WORK INSTRUCTIONS. Retype exactly what runs from the first line of the data to the line with "const languages = ['українська", keeping both of those lines and skipping pictures.

### MATERIAL PROVIDED ###

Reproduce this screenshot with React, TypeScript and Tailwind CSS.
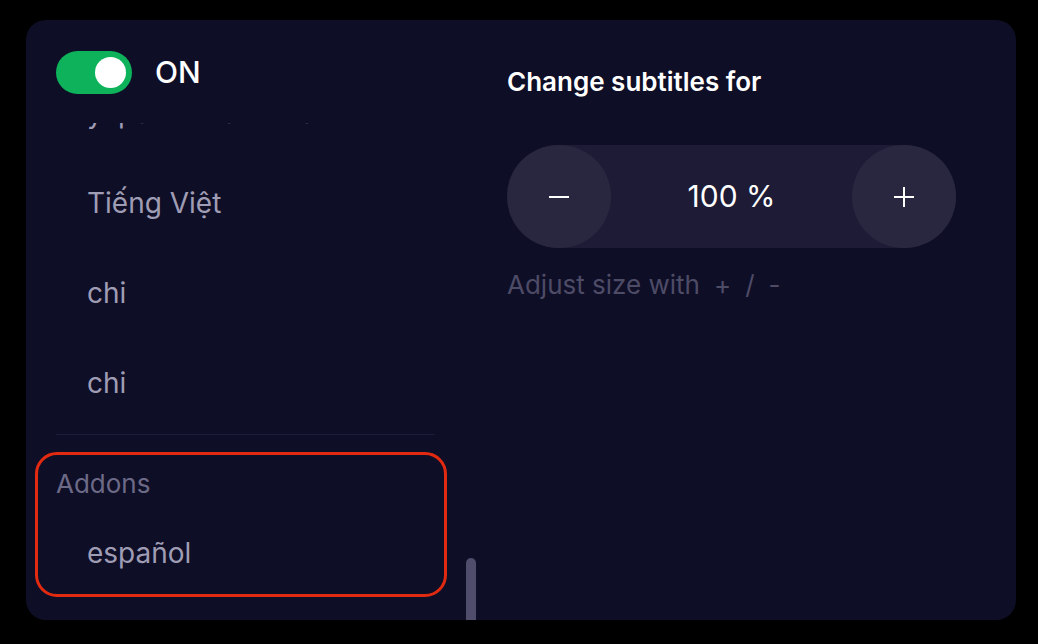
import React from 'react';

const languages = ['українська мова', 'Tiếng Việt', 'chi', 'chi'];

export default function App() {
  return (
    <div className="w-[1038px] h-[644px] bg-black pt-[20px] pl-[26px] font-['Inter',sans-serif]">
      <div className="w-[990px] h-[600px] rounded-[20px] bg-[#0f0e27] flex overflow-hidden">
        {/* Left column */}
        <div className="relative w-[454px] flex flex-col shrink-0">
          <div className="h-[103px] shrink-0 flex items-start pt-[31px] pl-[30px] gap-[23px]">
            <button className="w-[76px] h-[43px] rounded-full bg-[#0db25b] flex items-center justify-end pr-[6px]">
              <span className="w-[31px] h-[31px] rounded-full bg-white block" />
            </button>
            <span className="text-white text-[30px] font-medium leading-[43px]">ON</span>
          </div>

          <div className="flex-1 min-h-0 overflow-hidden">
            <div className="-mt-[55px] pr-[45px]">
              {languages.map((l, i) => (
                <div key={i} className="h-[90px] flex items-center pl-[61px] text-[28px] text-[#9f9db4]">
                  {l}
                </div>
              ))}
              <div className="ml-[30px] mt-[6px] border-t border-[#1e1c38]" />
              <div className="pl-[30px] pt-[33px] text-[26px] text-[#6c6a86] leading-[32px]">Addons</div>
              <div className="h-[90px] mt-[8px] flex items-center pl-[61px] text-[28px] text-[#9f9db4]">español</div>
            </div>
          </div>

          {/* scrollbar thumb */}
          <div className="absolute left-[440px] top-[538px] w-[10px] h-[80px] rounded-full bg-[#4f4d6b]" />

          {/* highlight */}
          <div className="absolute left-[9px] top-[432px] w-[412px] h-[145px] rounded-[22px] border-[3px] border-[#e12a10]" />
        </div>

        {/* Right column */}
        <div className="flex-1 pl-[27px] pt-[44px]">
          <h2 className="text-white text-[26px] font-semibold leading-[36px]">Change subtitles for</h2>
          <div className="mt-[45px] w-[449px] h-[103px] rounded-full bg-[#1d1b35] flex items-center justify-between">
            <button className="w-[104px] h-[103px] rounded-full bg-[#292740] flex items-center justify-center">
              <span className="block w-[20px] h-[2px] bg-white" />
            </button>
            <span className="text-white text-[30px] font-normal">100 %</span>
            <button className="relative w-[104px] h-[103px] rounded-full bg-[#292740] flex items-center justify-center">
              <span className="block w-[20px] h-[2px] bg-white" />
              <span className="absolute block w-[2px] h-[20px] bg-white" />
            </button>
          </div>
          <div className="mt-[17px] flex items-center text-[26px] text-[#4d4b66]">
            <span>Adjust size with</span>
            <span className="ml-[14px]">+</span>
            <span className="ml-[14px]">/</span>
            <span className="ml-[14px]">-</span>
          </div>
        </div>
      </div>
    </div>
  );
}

###

FINAL ANSWER.
Reproduce this screenshot with React, TypeScript and Tailwind CSS.
import React from 'react';

const languages = ['українська мова', 'Tiếng Việt', 'chi', 'chi'];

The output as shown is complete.